There are many types of intellectual property right, only some of which are registrable; those that are registrable have little in common other than their registrability.
Registration of intellectual property rights provides objective and verifiable legal protection against competitors.
Registration provides national or regional protection and can be costly, requiring careful budgeting.
Failure to register a transaction involving an intellectual property right may have adverse legal consequences for the beneficiary of the transaction.
Once registered, an intellectual property right is presumed to be valid until the contrary is established, thus providing a powerful strategic weapon for controlling a market.
Registered intellectual property rights may be expensive to maintain, incurring renewal fees and, in some cases, regular policing against unauthorized use.
Although some intellectual property rights come into existence on the creation of their subject matter, most intellectual property rights are not recognized by law until a process of registration is completed.

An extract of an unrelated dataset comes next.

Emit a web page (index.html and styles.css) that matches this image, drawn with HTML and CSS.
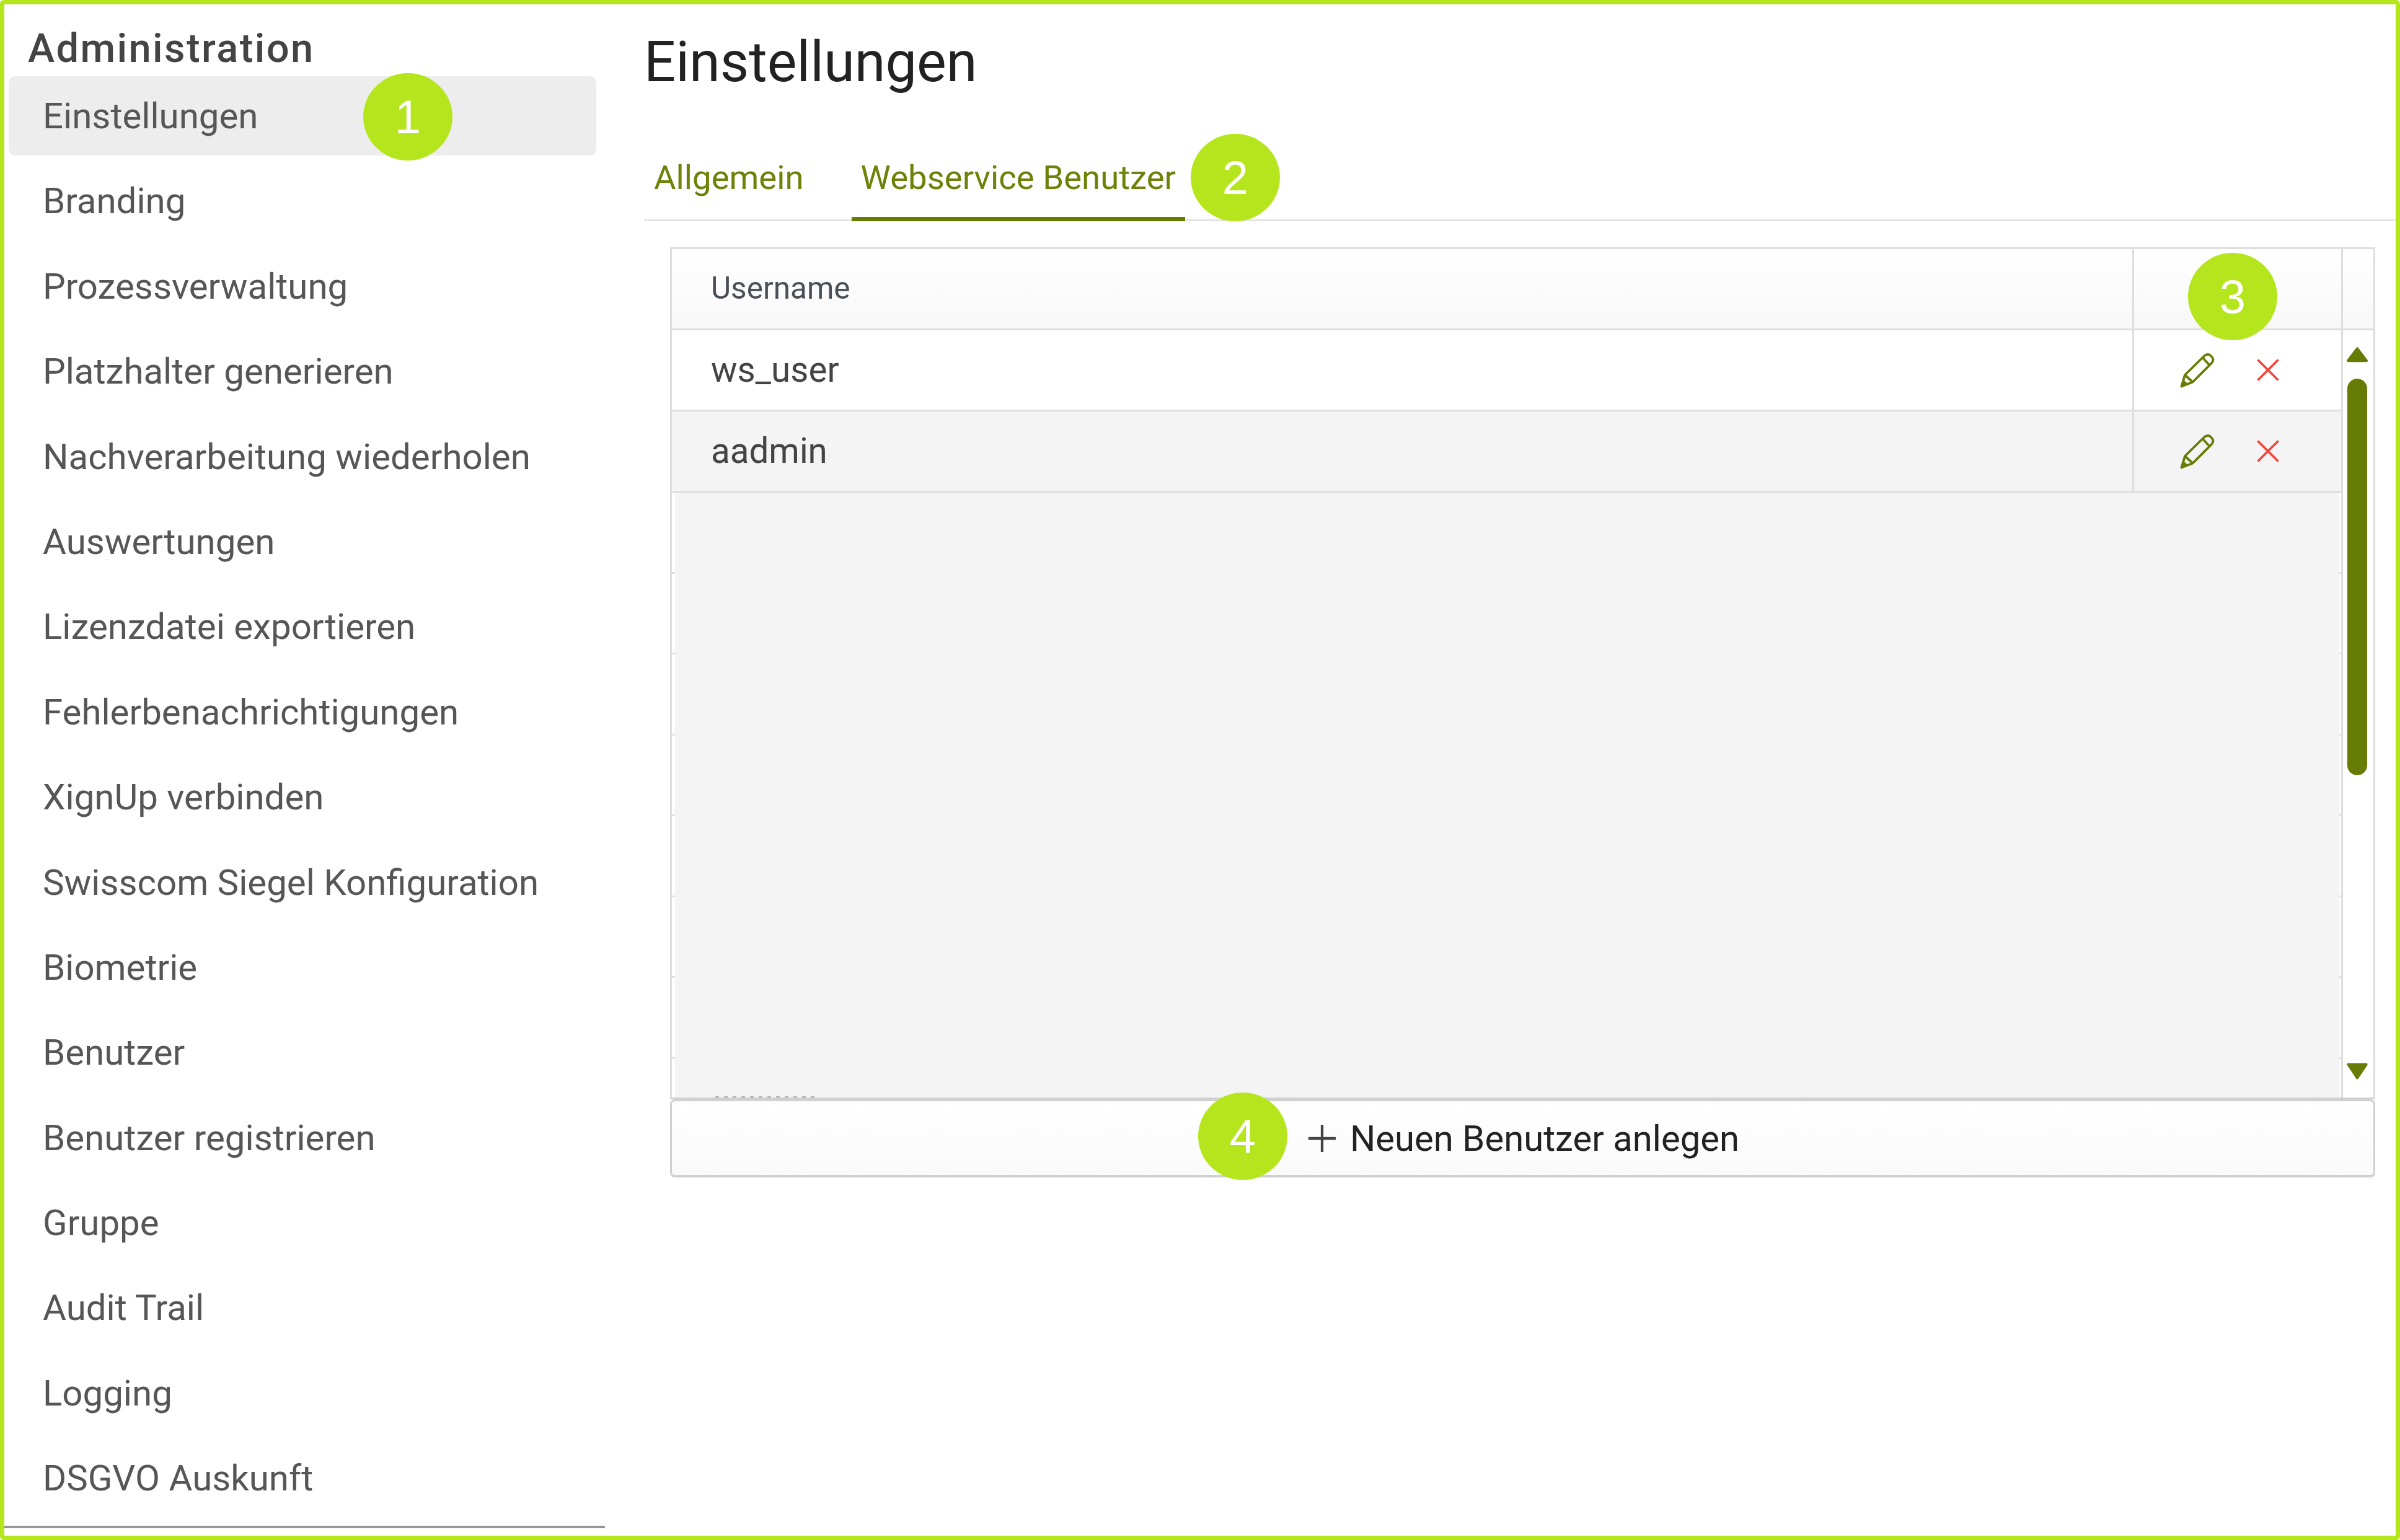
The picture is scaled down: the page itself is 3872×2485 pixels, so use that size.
FILE: index.html
```html
<!DOCTYPE html>
<html lang="de">
<head>
<meta charset="utf-8">
<title>Einstellungen</title>
<link rel="stylesheet" href="styles.css">
</head>
<body>
<div class="frame">
  <aside class="sidebar">
    <h2 class="side-title">Administration</h2>
    <nav class="nav">
      <a class="nav-item is-active">Einstellungen</a>
      <a class="nav-item">Branding</a>
      <a class="nav-item">Prozessverwaltung</a>
      <a class="nav-item">Platzhalter generieren</a>
      <a class="nav-item">Nachverarbeitung wiederholen</a>
      <a class="nav-item">Auswertungen</a>
      <a class="nav-item">Lizenzdatei exportieren</a>
      <a class="nav-item">Fehlerbenachrichtigungen</a>
      <a class="nav-item">XignUp verbinden</a>
      <a class="nav-item">Swisscom Siegel Konfiguration</a>
      <a class="nav-item">Biometrie</a>
      <a class="nav-item">Benutzer</a>
      <a class="nav-item">Benutzer registrieren</a>
      <a class="nav-item">Gruppe</a>
      <a class="nav-item">Audit Trail</a>
      <a class="nav-item">Logging</a>
      <a class="nav-item">DSGVO Auskunft</a>
    </nav>
  </aside>
  <main class="main">
    <h1 class="page-title">Einstellungen</h1>
    <div class="tabs">
      <a class="tab">Allgemein</a>
      <a class="tab is-active">Webservice Benutzer</a>
    </div>
    <section class="panel">
      <div class="grid">
        <div class="grid-head">
          <div class="cell cell-name head-label">Username</div>
          <div class="cell cell-actions"></div>
          <div class="cell cell-scroll"></div>
        </div>
        <div class="grid-body">
          <div class="rows">
            <div class="row">
              <div class="cell cell-name">ws_user</div>
              <div class="cell cell-actions">
                <svg class="icon-edit" viewBox="0 0 56 57"><path class="pencil" d="M2.500 54.500 L8 36 L38 6.500 Q43 1.500 48 3.500 L52 7.500 Q55.500 12.500 50.500 17.500 L20.500 47.500 Z M8 36 L20.500 47.500 M36.500 8 L47.500 20"/><path class="pencil-tip" d="M2 55 L5.500 43.500 L13 50.500 Z"/></svg>
                <svg class="icon-del" viewBox="0 0 36 36"><path d="M1.500 1.500 L34.500 34.500 M34.500 1.500 L1.500 34.500"/></svg>
              </div>
            </div>
            <div class="row row-alt">
              <div class="cell cell-name">aadmin</div>
              <div class="cell cell-actions">
                <svg class="icon-edit" viewBox="0 0 56 57"><path class="pencil" d="M2.500 54.500 L8 36 L38 6.500 Q43 1.500 48 3.500 L52 7.500 Q55.500 12.500 50.500 17.500 L20.500 47.500 Z M8 36 L20.500 47.500 M36.500 8 L47.500 20"/><path class="pencil-tip" d="M2 55 L5.500 43.500 L13 50.500 Z"/></svg>
                <svg class="icon-del" viewBox="0 0 36 36"><path d="M1.500 1.500 L34.500 34.500 M34.500 1.500 L1.500 34.500"/></svg>
              </div>
            </div>
            <div class="filler">
              <div class="ghost"></div>
              <div class="ghost"></div>
              <div class="ghost"></div>
              <div class="ghost"></div>
              <div class="ghost"></div>
              <div class="ghost"></div>
              <div class="ghost"></div>
              <div class="ghost"></div>
              <div class="filler-shade"></div>
              <div class="filler-trace"></div>
            </div>
          </div>
          <div class="scroll">
            <svg class="arrow arrow-up" viewBox="0 0 32 24"><path d="M16 3 L30 21.500 H2 Z"/></svg>
            <div class="thumb"></div>
            <svg class="arrow arrow-down" viewBox="0 0 32 26"><path d="M2 2.500 H30 L16 23.500 Z"/></svg>
          </div>
        </div>
      </div>
      <button class="add-btn">
        <svg class="icon-plus" viewBox="0 0 46 46"><path d="M23 0 V46 M0 23 H46"/></svg>
        <span>Neuen Benutzer anlegen</span>
      </button>
    </section>
  </main>
</div>
<div class="badge badge-1">1</div>
<div class="badge badge-2">2</div>
<div class="badge badge-3">3</div>
<div class="badge badge-4">4</div>
</body>
</html>
```

FILE: styles.css
```css
* { box-sizing: border-box; }
html, body { margin: 0; padding: 0; }
body {
  position: relative;
  width: 3872px;
  height: 2485px;
  background: #fff;
  font-family: "Roboto", "Liberation Sans", sans-serif;
  overflow: hidden;
}
.frame {
  display: flex;
  width: 3872px;
  height: 2485px;
  border: 7px solid #b5e61d;
  border-radius: 6px;
  background: #fff;
}
.sidebar {
  width: 969px;
  flex: none;
  height: 2459px;
  padding-left: 7px;
  border-bottom: 4px solid #959595;
}
.side-title {
  margin: 0;
  height: 116px;
  padding: 35px 0 0 31px;
  font-size: 65px;
  line-height: 72px;
  font-weight: 500;
  letter-spacing: 2.400px;
  color: #444;
}
.nav { display: flex; flex-direction: column; }
.nav-item {
  display: flex;
  align-items: center;
  width: 948px;
  height: 128px;
  margin-bottom: 9.400px;
  padding-left: 55px;
  border-radius: 10px;
  font-size: 58.200px;
  color: #565656;
  white-space: nowrap;
}
.nav-item.is-active { background: #ededed; }
.main {
  flex: 1;
  display: flex;
  flex-direction: column;
  padding-left: 63px;
}
.page-title {
  margin: 0;
  height: 167px;
  padding: 34px 0 0 0;
  font-size: 90px;
  line-height: 120px;
  font-weight: 400;
  color: #222;
}
.tabs {
  display: flex;
  height: 183px;
  align-items: flex-end;
  border-bottom: 3px solid #e2e2e2;
  padding-left: 1px;
}
.tab {
  display: flex;
  align-items: center;
  height: 126px;
  padding: 0 15px 9px;
  margin-right: 62px;
  margin-bottom: -3px;
  border-bottom: 7px solid transparent;
  font-size: 54.500px;
  color: #6d8208;
  white-space: nowrap;
}
.tab.is-active { border-bottom-color: #667c05; margin-right: 0; }
.panel {
  margin: 42px 33px 0 42px;
  display: flex;
  flex-direction: column;
}
.grid {
  height: 1375px;
  display: flex;
  flex-direction: column;
  border: 3px solid #dedede;
  border-bottom-color: #d0d0d0;
}
.grid-head {
  display: flex;
  height: 131px;
  flex: none;
  border-bottom: 3px solid #dedede;
  background: linear-gradient(#fff, #f8f8f8);
}
.cell {
  display: flex;
  align-items: center;
}
.cell-name {
  flex: 1;
  padding-left: 63px;
  font-size: 56.500px;
  color: #444;
}
.head-label { font-size: 49.500px; color: #4a5058; padding-bottom: 3px; }
.cell-actions {
  width: 337px;
  flex: none;
  border-left: 3px solid #dedede;
  padding-left: 74px;
}
.cell-scroll {
  width: 52px;
  flex: none;
  border-left: 3px solid #dedede;
}
.grid-body { flex: 1; display: flex; min-height: 0; }
.rows {
  flex: 1;
  display: flex;
  flex-direction: column;
  min-width: 0;
}
.row {
  display: flex;
  flex: none;
  height: 131px;
  border-bottom: 3px solid #dedede;
  background: #fff;
}
.row-alt { background: #f4f4f4; }
.filler {
  position: relative;
  flex: 1;
  min-height: 0;
  overflow: hidden;
}
.ghost {
  height: 130.500px;
  border-bottom: 3px solid #e2e2e2;
}
.filler-shade {
  position: absolute;
  left: 5px;
  right: 3px;
  top: 0;
  bottom: 0;
  background: #f4f4f4;
}
.filler-trace {
  position: absolute;
  left: 70px;
  bottom: 0;
  width: 165px;
  height: 2px;
  background: repeating-linear-gradient(90deg, #aab0b8 0 6px, transparent 6px 14px);
}
.scroll {
  width: 52px;
  flex: none;
  border-left: 3px solid #dedede;
  background: #fff;
  display: flex;
  flex-direction: column;
  align-items: center;
  padding: 26px 3px 0 0;
}
.arrow { width: 34px; flex: none; fill: #667c05; stroke: #667c05; stroke-width: 4; stroke-linejoin: round; }
.arrow-up { height: 26px; }
.arrow-down { height: 27px; }
.thumb {
  width: 32px;
  height: 640px;
  margin: 26px 0 464px;
  border-radius: 16px;
  background: #667c05;
  flex: none;
}
.icon-edit { width: 56px; height: 57px; flex: none; }
.pencil { fill: none; stroke: #667c05; stroke-width: 3.800; stroke-linejoin: round; }
.pencil-tip { fill: #667c05; }
.icon-del { width: 36px; height: 36px; flex: none; margin-left: 68px; }
.icon-del path { fill: none; stroke: #f0483c; stroke-width: 3.800; }
.add-btn {
  height: 126px;
  width: 100%;
  display: flex;
  align-items: center;
  justify-content: center;
  gap: 23px;
  padding: 0 0 0 4px;
  border: 3px solid #d0d0d0;
  border-bottom-width: 4px;
  border-radius: 8px;
  background: linear-gradient(#fff, #fafafa);
  font-family: inherit;
  font-size: 58px;
  font-weight: 400;
  color: #222;
}
.icon-plus { width: 44px; height: 46px; flex: none; }
.icon-plus path { fill: none; stroke: #444; stroke-width: 4.500; }
.badge {
  position: absolute;
  width: 144px;
  height: 141px;
  border-radius: 50%;
  background: #b5e61d;
  color: #fff;
  font-family: "Liberation Sans", Arial, sans-serif;
  font-size: 76px;
  display: flex;
  align-items: center;
  justify-content: center;
}
.badge-1 { left: 586px; top: 118px; }
.badge-2 { left: 1921px; top: 216px; }
.badge-3 { left: 3530px; top: 408px; }
.badge-4 { left: 1933px; top: 1763px; }
```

Patents for inventions, trademarks, and some types of design are generally subject to registration systems.
Patents protect inventions that are new, nonobvious, and industrially applicable. Trademarks protect words, names, logos, product packaging, and shapes, among other things, that enable the consumer to distinguish the goods or services of one business from those of another. Designs protect the aesthetic and not totally functional elements of the shapes of manufactured products.
Registration of each of these rights enables others to ascertain: the nature of the right protected; legal entitlements of owners and users of the right; and information from which the expiry date of that right can be calculated.
Registration is not synonymous with examination: It may follow a rigorous, often interactive application procedure over a period of months or years—this is usually the case for patents and trademarks—or it may only require a deposit, as in the case of some designs.
Registration and Certification
Proof of registration of any interest in an intellectual property right is necessary if that interest is invoked in litigation. In patent and trademark infringement proceedings, for example, a court will accept a certificate of entitlement to that right as evidence. Registration helps a prospective licensee of a right to identify who must be approached for a license request. When a business is acquired, registration enables a due diligence search to find out which of the assets used by the target business are owned by it. Where the information recorded on the register does not accord with reality, it may be necessary to seek rectification of the register, a process that may be both slow and costly.
In some circumstances the state of the register will not accord with reality because of the length of time taken by the registry in question to record an assignment or license. Sometimes the information on the register may be up to two years out of date, or more. Local practitioners should be able to advise, in any given jurisdiction, on the state of the register.